Interface markup and scripts
***

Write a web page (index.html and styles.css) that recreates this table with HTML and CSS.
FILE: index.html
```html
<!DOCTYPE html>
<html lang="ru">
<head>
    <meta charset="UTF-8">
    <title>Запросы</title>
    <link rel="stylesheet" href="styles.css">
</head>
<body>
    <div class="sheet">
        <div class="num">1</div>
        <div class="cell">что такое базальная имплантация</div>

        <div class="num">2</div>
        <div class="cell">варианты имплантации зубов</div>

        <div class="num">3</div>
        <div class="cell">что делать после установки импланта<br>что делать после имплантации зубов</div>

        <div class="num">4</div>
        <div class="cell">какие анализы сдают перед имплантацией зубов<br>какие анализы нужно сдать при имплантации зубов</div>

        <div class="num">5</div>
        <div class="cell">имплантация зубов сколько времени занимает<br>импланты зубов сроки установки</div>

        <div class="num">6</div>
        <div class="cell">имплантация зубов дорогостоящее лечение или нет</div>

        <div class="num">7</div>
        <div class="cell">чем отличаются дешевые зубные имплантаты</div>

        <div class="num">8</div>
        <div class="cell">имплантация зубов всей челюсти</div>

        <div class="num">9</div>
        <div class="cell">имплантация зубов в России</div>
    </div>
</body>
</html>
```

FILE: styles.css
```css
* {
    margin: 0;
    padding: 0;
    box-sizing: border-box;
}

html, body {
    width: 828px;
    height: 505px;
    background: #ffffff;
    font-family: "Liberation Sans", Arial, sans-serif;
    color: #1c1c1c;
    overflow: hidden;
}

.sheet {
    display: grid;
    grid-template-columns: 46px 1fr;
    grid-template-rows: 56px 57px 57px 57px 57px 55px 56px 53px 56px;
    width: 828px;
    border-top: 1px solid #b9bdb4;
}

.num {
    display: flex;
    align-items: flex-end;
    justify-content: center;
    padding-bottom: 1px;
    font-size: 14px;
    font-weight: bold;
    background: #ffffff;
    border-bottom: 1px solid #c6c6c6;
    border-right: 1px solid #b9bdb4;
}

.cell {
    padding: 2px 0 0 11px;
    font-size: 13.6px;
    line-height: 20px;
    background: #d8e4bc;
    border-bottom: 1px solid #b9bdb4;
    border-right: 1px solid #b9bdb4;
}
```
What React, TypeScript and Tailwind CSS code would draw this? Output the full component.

***

### WHAT TO WORK ON
Work out the count of lines containing the word "styles", then write only that count.

### FULL RESPONSE
3